Exercise details.
Output the material word for word. Leave each picture out.

________

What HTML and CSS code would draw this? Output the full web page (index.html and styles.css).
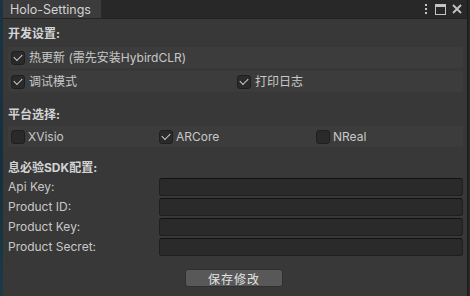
FILE: index.html
```html
<!DOCTYPE html>
<html lang="zh">
<head>
<meta charset="UTF-8">
<title>Holo-Settings</title>
<link rel="stylesheet" href="styles.css">
</head>
<body>
<div class="edge-left"></div>

<div class="window">
  <!-- tab bar -->
  <div class="tabbar">
    <div class="tab">Holo-Settings</div>
    <div class="tools">
      <svg class="ico" width="6" height="12" viewBox="0 0 6 12"><rect x="2" y="1" width="2" height="2"/><rect x="2" y="5" width="2" height="2"/><rect x="2" y="9" width="2" height="2"/></svg>
      <svg class="ico" width="11" height="11" viewBox="0 0 11 11"><rect x="0.5" y="0.5" width="10" height="10" fill="none" stroke="#c4c4c4"/><rect x="0" y="0" width="11" height="3"/></svg>
      <svg class="ico" width="10" height="10" viewBox="0 0 10 10"><path d="M1 1L9 9M9 1L1 9" stroke="#c4c4c4" stroke-width="1.8" fill="none"/></svg>
    </div>
  </div>

  <div class="content">
    <h2>开发设置:</h2>
    <div class="band">
      <label class="tg"><span class="cb on"></span>热更新 (需先安装HybirdCLR)</label>
    </div>
    <div class="band two">
      <label class="tg"><span class="cb on"></span>调试模式</label>
      <label class="tg"><span class="cb on"></span>打印日志</label>
    </div>

    <h2 class="gap">平台选择:</h2>
    <div class="band three">
      <label class="tg"><span class="cb"></span>XVisio</label>
      <label class="tg"><span class="cb on"></span>ARCore</label>
      <label class="tg"><span class="cb"></span>NReal</label>
    </div>

    <h2 class="gap2">息必验SDK配置:</h2>
    <div class="fields">
      <span>Api Key:</span><div class="inp"></div>
      <span>Product ID:</span><div class="inp"></div>
      <span>Product Key:</span><div class="inp"></div>
      <span>Product Secret:</span><div class="inp"></div>
    </div>

    <div class="actions"><button>保存修改</button></div>
  </div>
</div>

<div class="edge-right"></div>
</body>
</html>
```

FILE: styles.css
```css
:root{
  --bg:#383838;
  --band:#3c3c3c;
  --text:#c8c8c8;
  --field:#2a2a2a;
  font-family:Inter,"Noto Sans CJK SC",sans-serif;
  font-size:12px;
}
*{box-sizing:border-box;margin:0;padding:0}
body{width:470px;height:296px;display:flex;overflow:hidden;background:#1f1f1f;color:var(--text)}

.edge-left{width:3px;background:linear-gradient(#1c3442,#14303c 60%,#1d3a48)}
.edge-right{width:3px;background:#262626;border-left:1px solid #1a1a1a}
.window{width:464px;display:flex;flex-direction:column;background:var(--bg)}

/* ── tab bar ── */
.tabbar{height:19px;background:#282828;display:flex;align-items:stretch;border-bottom:1px solid #232323}
.tab{width:98px;background:#3c3c3c;padding:0 7px;font-size:12.5px;line-height:19px;color:#d2d2d2;white-space:nowrap}
.tools{margin-left:auto;display:flex;align-items:center;gap:6px;padding-right:5px}
.ico{fill:#c4c4c4;display:block}

/* ── content ── */
.content{padding:7px 4px 0 5px;display:flex;flex-direction:column}
h2{font-size:12px;font-weight:700;line-height:16px;color:#d4d4d4;margin-bottom:5px}
h2.gap{margin-top:15px;margin-bottom:3px}
h2.gap2{margin-top:13px;margin-bottom:2px}

.band{height:21px;background:var(--band);display:grid;align-items:center;padding-left:3px}
.band + .band{margin-top:3px}
.band.two{grid-template-columns:226px 1fr}
.band.three{grid-template-columns:148px 157px 1fr}
.tg{display:flex;align-items:center;gap:4px;line-height:14px;white-space:nowrap}
.cb{width:14px;height:14px;border-radius:3px;background:#2a2a2a;border:1px solid #1f1f1f;display:flex;align-items:center;justify-content:center}
.cb.on::after{
  content:"";width:7px;height:4px;margin-top:-2px;
  border-left:1.6px solid #d0d0d0;border-bottom:1.6px solid #d0d0d0;transform:rotate(-45deg)
}
.three .tg{gap:3px}

.fields{display:grid;grid-template-columns:151px 1fr;row-gap:2px;align-items:center}
.fields span{line-height:18px}
.inp{height:18px;background:var(--field);border:1px solid #1f1f1f;border-top-color:#121212;border-radius:3px}

.actions{display:flex;padding:13px 0 0 177px}
button{width:98px;height:18px;background:#585858;border:1px solid #303030;border-radius:3px;color:#e2e2e2;font:12px "Noto Sans CJK SC",sans-serif;letter-spacing:1px}
```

________

The solution.
What HTML and CSS code would draw this? Output the full web page (index.html and styles.css).
FILE: index.html
```html
<!DOCTYPE html>
<html lang="zh">
<head>
<meta charset="UTF-8">
<title>Holo-Settings</title>
<link rel="stylesheet" href="styles.css">
</head>
<body>
<div class="edge-left"></div>

<div class="window">
  <!-- tab bar -->
  <div class="tabbar">
    <div class="tab">Holo-Settings</div>
    <div class="tools">
      <svg class="ico" width="6" height="12" viewBox="0 0 6 12"><rect x="2" y="1" width="2" height="2"/><rect x="2" y="5" width="2" height="2"/><rect x="2" y="9" width="2" height="2"/></svg>
      <svg class="ico" width="11" height="11" viewBox="0 0 11 11"><rect x="0.5" y="0.5" width="10" height="10" fill="none" stroke="#c4c4c4"/><rect x="0" y="0" width="11" height="3"/></svg>
      <svg class="ico" width="10" height="10" viewBox="0 0 10 10"><path d="M1 1L9 9M9 1L1 9" stroke="#c4c4c4" stroke-width="1.8" fill="none"/></svg>
    </div>
  </div>

  <div class="content">
    <h2>开发设置:</h2>
    <div class="band">
      <label class="tg"><span class="cb on"></span>热更新 (需先安装HybirdCLR)</label>
    </div>
    <div class="band two">
      <label class="tg"><span class="cb on"></span>调试模式</label>
      <label class="tg"><span class="cb on"></span>打印日志</label>
    </div>

    <h2 class="gap">平台选择:</h2>
    <div class="band three">
      <label class="tg"><span class="cb"></span>XVisio</label>
      <label class="tg"><span class="cb on"></span>ARCore</label>
      <label class="tg"><span class="cb"></span>NReal</label>
    </div>

    <h2 class="gap2">息必验SDK配置:</h2>
    <div class="fields">
      <span>Api Key:</span><div class="inp"></div>
      <span>Product ID:</span><div class="inp"></div>
      <span>Product Key:</span><div class="inp"></div>
      <span>Product Secret:</span><div class="inp"></div>
    </div>

    <div class="actions"><button>保存修改</button></div>
  </div>
</div>

<div class="edge-right"></div>
</body>
</html>
```

FILE: styles.css
```css
:root{
  --bg:#383838;
  --band:#3c3c3c;
  --text:#c8c8c8;
  --field:#2a2a2a;
  font-family:Inter,"Noto Sans CJK SC",sans-serif;
  font-size:12px;
}
*{box-sizing:border-box;margin:0;padding:0}
body{width:470px;height:296px;display:flex;overflow:hidden;background:#1f1f1f;color:var(--text)}

.edge-left{width:3px;background:linear-gradient(#1c3442,#14303c 60%,#1d3a48)}
.edge-right{width:3px;background:#262626;border-left:1px solid #1a1a1a}
.window{width:464px;display:flex;flex-direction:column;background:var(--bg)}

/* ── tab bar ── */
.tabbar{height:19px;background:#282828;display:flex;align-items:stretch;border-bottom:1px solid #232323}
.tab{width:98px;background:#3c3c3c;padding:0 7px;font-size:12.5px;line-height:19px;color:#d2d2d2;white-space:nowrap}
.tools{margin-left:auto;display:flex;align-items:center;gap:6px;padding-right:5px}
.ico{fill:#c4c4c4;display:block}

/* ── content ── */
.content{padding:7px 4px 0 5px;display:flex;flex-direction:column}
h2{font-size:12px;font-weight:700;line-height:16px;color:#d4d4d4;margin-bottom:5px}
h2.gap{margin-top:15px;margin-bottom:3px}
h2.gap2{margin-top:13px;margin-bottom:2px}

.band{height:21px;background:var(--band);display:grid;align-items:center;padding-left:3px}
.band + .band{margin-top:3px}
.band.two{grid-template-columns:226px 1fr}
.band.three{grid-template-columns:148px 157px 1fr}
.tg{display:flex;align-items:center;gap:4px;line-height:14px;white-space:nowrap}
.cb{width:14px;height:14px;border-radius:3px;background:#2a2a2a;border:1px solid #1f1f1f;display:flex;align-items:center;justify-content:center}
.cb.on::after{
  content:"";width:7px;height:4px;margin-top:-2px;
  border-left:1.6px solid #d0d0d0;border-bottom:1.6px solid #d0d0d0;transform:rotate(-45deg)
}
.three .tg{gap:3px}

.fields{display:grid;grid-template-columns:151px 1fr;row-gap:2px;align-items:center}
.fields span{line-height:18px}
.inp{height:18px;background:var(--field);border:1px solid #1f1f1f;border-top-color:#121212;border-radius:3px}

.actions{display:flex;padding:13px 0 0 177px}
button{width:98px;height:18px;background:#585858;border:1px solid #303030;border-radius:3px;color:#e2e2e2;font:12px "Noto Sans CJK SC",sans-serif;letter-spacing:1px}
```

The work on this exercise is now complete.